## SUPPLIED MATERIAL

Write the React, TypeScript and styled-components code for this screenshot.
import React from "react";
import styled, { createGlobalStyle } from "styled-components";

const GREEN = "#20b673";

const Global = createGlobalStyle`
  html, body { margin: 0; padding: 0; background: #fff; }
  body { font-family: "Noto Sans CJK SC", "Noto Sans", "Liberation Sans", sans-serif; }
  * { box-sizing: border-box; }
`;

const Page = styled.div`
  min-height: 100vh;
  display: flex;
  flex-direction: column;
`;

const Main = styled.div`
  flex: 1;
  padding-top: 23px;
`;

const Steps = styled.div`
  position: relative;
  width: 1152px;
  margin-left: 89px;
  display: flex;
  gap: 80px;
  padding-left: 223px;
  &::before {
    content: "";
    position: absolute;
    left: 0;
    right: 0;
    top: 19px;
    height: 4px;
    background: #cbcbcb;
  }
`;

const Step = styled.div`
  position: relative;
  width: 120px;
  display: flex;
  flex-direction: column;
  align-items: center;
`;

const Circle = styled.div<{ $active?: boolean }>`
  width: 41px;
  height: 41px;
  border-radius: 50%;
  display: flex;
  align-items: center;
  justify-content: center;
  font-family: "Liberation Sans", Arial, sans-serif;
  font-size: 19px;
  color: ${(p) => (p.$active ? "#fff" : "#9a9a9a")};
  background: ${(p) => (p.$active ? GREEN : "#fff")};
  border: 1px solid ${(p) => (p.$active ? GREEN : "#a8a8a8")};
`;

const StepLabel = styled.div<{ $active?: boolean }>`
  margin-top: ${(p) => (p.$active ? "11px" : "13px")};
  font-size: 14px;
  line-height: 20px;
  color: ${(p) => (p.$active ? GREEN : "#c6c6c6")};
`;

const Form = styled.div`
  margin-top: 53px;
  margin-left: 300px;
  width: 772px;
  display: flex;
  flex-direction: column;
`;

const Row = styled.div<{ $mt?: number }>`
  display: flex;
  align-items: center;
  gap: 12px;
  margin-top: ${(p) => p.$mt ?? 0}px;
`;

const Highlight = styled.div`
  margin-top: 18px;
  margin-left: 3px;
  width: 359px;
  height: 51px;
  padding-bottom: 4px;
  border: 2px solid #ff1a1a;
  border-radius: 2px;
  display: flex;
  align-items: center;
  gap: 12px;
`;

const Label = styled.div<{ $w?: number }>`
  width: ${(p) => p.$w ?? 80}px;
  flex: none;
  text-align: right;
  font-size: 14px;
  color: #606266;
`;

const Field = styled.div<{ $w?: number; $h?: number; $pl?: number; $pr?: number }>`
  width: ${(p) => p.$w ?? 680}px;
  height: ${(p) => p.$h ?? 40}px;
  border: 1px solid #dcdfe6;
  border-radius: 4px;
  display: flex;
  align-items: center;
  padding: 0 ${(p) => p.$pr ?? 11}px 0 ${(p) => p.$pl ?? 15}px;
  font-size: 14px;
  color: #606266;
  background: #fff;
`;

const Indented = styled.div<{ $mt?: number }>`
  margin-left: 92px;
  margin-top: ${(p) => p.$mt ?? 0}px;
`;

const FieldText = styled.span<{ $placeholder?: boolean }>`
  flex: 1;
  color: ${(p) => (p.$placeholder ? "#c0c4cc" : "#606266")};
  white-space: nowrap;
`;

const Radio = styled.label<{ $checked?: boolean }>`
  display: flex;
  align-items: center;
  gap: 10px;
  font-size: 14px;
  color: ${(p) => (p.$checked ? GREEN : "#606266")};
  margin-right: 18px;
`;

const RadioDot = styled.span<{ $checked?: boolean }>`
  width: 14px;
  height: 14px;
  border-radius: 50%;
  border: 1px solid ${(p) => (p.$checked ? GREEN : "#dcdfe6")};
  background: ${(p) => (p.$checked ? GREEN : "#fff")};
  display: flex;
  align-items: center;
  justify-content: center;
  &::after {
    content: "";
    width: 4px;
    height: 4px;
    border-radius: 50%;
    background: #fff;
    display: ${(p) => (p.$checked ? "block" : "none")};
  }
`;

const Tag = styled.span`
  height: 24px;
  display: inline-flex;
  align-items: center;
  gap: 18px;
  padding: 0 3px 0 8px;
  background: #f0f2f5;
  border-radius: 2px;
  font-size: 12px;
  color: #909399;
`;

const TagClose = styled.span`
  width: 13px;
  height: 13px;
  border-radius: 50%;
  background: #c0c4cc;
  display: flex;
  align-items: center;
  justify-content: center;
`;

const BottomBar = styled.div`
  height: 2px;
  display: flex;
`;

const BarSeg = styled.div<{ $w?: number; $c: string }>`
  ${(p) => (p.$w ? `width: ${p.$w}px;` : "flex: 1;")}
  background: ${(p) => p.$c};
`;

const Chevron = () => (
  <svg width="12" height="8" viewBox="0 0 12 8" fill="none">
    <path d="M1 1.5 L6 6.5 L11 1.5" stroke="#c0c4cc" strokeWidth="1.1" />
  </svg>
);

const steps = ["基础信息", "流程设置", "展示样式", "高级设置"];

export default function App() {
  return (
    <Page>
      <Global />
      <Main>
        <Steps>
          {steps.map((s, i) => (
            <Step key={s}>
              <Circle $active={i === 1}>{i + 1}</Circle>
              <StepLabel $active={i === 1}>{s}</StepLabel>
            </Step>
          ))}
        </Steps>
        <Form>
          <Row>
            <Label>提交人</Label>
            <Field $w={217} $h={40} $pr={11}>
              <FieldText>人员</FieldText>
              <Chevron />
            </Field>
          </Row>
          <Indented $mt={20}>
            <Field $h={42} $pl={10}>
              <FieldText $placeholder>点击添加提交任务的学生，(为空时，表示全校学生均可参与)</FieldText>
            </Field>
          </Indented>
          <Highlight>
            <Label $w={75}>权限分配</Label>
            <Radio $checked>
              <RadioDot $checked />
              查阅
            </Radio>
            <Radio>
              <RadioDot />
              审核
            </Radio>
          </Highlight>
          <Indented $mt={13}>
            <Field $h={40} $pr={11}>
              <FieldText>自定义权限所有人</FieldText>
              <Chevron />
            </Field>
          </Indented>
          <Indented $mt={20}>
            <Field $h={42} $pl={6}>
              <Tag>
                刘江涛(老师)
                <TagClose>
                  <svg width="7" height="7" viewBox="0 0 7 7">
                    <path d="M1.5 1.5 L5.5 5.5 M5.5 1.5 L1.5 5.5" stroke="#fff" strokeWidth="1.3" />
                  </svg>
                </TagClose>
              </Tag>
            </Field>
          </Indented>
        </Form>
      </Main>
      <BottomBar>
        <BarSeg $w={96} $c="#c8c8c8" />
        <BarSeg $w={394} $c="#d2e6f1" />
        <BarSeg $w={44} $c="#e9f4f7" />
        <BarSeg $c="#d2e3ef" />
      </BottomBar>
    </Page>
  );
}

## WHAT THE TASK REQUIRES
Repeat the data exactly. Leave nothing out.

## FINISHED ANSWER
Write the React, TypeScript and styled-components code for this screenshot.
import React from "react";
import styled, { createGlobalStyle } from "styled-components";

const GREEN = "#20b673";

const Global = createGlobalStyle`
  html, body { margin: 0; padding: 0; background: #fff; }
  body { font-family: "Noto Sans CJK SC", "Noto Sans", "Liberation Sans", sans-serif; }
  * { box-sizing: border-box; }
`;

const Page = styled.div`
  min-height: 100vh;
  display: flex;
  flex-direction: column;
`;

const Main = styled.div`
  flex: 1;
  padding-top: 23px;
`;

const Steps = styled.div`
  position: relative;
  width: 1152px;
  margin-left: 89px;
  display: flex;
  gap: 80px;
  padding-left: 223px;
  &::before {
    content: "";
    position: absolute;
    left: 0;
    right: 0;
    top: 19px;
    height: 4px;
    background: #cbcbcb;
  }
`;

const Step = styled.div`
  position: relative;
  width: 120px;
  display: flex;
  flex-direction: column;
  align-items: center;
`;

const Circle = styled.div<{ $active?: boolean }>`
  width: 41px;
  height: 41px;
  border-radius: 50%;
  display: flex;
  align-items: center;
  justify-content: center;
  font-family: "Liberation Sans", Arial, sans-serif;
  font-size: 19px;
  color: ${(p) => (p.$active ? "#fff" : "#9a9a9a")};
  background: ${(p) => (p.$active ? GREEN : "#fff")};
  border: 1px solid ${(p) => (p.$active ? GREEN : "#a8a8a8")};
`;

const StepLabel = styled.div<{ $active?: boolean }>`
  margin-top: ${(p) => (p.$active ? "11px" : "13px")};
  font-size: 14px;
  line-height: 20px;
  color: ${(p) => (p.$active ? GREEN : "#c6c6c6")};
`;

const Form = styled.div`
  margin-top: 53px;
  margin-left: 300px;
  width: 772px;
  display: flex;
  flex-direction: column;
`;

const Row = styled.div<{ $mt?: number }>`
  display: flex;
  align-items: center;
  gap: 12px;
  margin-top: ${(p) => p.$mt ?? 0}px;
`;

const Highlight = styled.div`
  margin-top: 18px;
  margin-left: 3px;
  width: 359px;
  height: 51px;
  padding-bottom: 4px;
  border: 2px solid #ff1a1a;
  border-radius: 2px;
  display: flex;
  align-items: center;
  gap: 12px;
`;

const Label = styled.div<{ $w?: number }>`
  width: ${(p) => p.$w ?? 80}px;
  flex: none;
  text-align: right;
  font-size: 14px;
  color: #606266;
`;

const Field = styled.div<{ $w?: number; $h?: number; $pl?: number; $pr?: number }>`
  width: ${(p) => p.$w ?? 680}px;
  height: ${(p) => p.$h ?? 40}px;
  border: 1px solid #dcdfe6;
  border-radius: 4px;
  display: flex;
  align-items: center;
  padding: 0 ${(p) => p.$pr ?? 11}px 0 ${(p) => p.$pl ?? 15}px;
  font-size: 14px;
  color: #606266;
  background: #fff;
`;

const Indented = styled.div<{ $mt?: number }>`
  margin-left: 92px;
  margin-top: ${(p) => p.$mt ?? 0}px;
`;

const FieldText = styled.span<{ $placeholder?: boolean }>`
  flex: 1;
  color: ${(p) => (p.$placeholder ? "#c0c4cc" : "#606266")};
  white-space: nowrap;
`;

const Radio = styled.label<{ $checked?: boolean }>`
  display: flex;
  align-items: center;
  gap: 10px;
  font-size: 14px;
  color: ${(p) => (p.$checked ? GREEN : "#606266")};
  margin-right: 18px;
`;

const RadioDot = styled.span<{ $checked?: boolean }>`
  width: 14px;
  height: 14px;
  border-radius: 50%;
  border: 1px solid ${(p) => (p.$checked ? GREEN : "#dcdfe6")};
  background: ${(p) => (p.$checked ? GREEN : "#fff")};
  display: flex;
  align-items: center;
  justify-content: center;
  &::after {
    content: "";
    width: 4px;
    height: 4px;
    border-radius: 50%;
    background: #fff;
    display: ${(p) => (p.$checked ? "block" : "none")};
  }
`;

const Tag = styled.span`
  height: 24px;
  display: inline-flex;
  align-items: center;
  gap: 18px;
  padding: 0 3px 0 8px;
  background: #f0f2f5;
  border-radius: 2px;
  font-size: 12px;
  color: #909399;
`;

const TagClose = styled.span`
  width: 13px;
  height: 13px;
  border-radius: 50%;
  background: #c0c4cc;
  display: flex;
  align-items: center;
  justify-content: center;
`;

const BottomBar = styled.div`
  height: 2px;
  display: flex;
`;

const BarSeg = styled.div<{ $w?: number; $c: string }>`
  ${(p) => (p.$w ? `width: ${p.$w}px;` : "flex: 1;")}
  background: ${(p) => p.$c};
`;

const Chevron = () => (
  <svg width="12" height="8" viewBox="0 0 12 8" fill="none">
    <path d="M1 1.5 L6 6.5 L11 1.5" stroke="#c0c4cc" strokeWidth="1.1" />
  </svg>
);

const steps = ["基础信息", "流程设置", "展示样式", "高级设置"];

export default function App() {
  return (
    <Page>
      <Global />
      <Main>
        <Steps>
          {steps.map((s, i) => (
            <Step key={s}>
              <Circle $active={i === 1}>{i + 1}</Circle>
              <StepLabel $active={i === 1}>{s}</StepLabel>
            </Step>
          ))}
        </Steps>
        <Form>
          <Row>
            <Label>提交人</Label>
            <Field $w={217} $h={40} $pr={11}>
              <FieldText>人员</FieldText>
              <Chevron />
            </Field>
          </Row>
          <Indented $mt={20}>
            <Field $h={42} $pl={10}>
              <FieldText $placeholder>点击添加提交任务的学生，(为空时，表示全校学生均可参与)</FieldText>
            </Field>
          </Indented>
          <Highlight>
            <Label $w={75}>权限分配</Label>
            <Radio $checked>
              <RadioDot $checked />
              查阅
            </Radio>
            <Radio>
              <RadioDot />
              审核
            </Radio>
          </Highlight>
          <Indented $mt={13}>
            <Field $h={40} $pr={11}>
              <FieldText>自定义权限所有人</FieldText>
              <Chevron />
            </Field>
          </Indented>
          <Indented $mt={20}>
            <Field $h={42} $pl={6}>
              <Tag>
                刘江涛(老师)
                <TagClose>
                  <svg width="7" height="7" viewBox="0 0 7 7">
                    <path d="M1.5 1.5 L5.5 5.5 M5.5 1.5 L1.5 5.5" stroke="#fff" strokeWidth="1.3" />
                  </svg>
                </TagClose>
              </Tag>
            </Field>
          </Indented>
        </Form>
      </Main>
      <BottomBar>
        <BarSeg $w={96} $c="#c8c8c8" />
        <BarSeg $w={394} $c="#d2e6f1" />
        <BarSeg $w={44} $c="#e9f4f7" />
        <BarSeg $c="#d2e3ef" />
      </BottomBar>
    </Page>
  );
}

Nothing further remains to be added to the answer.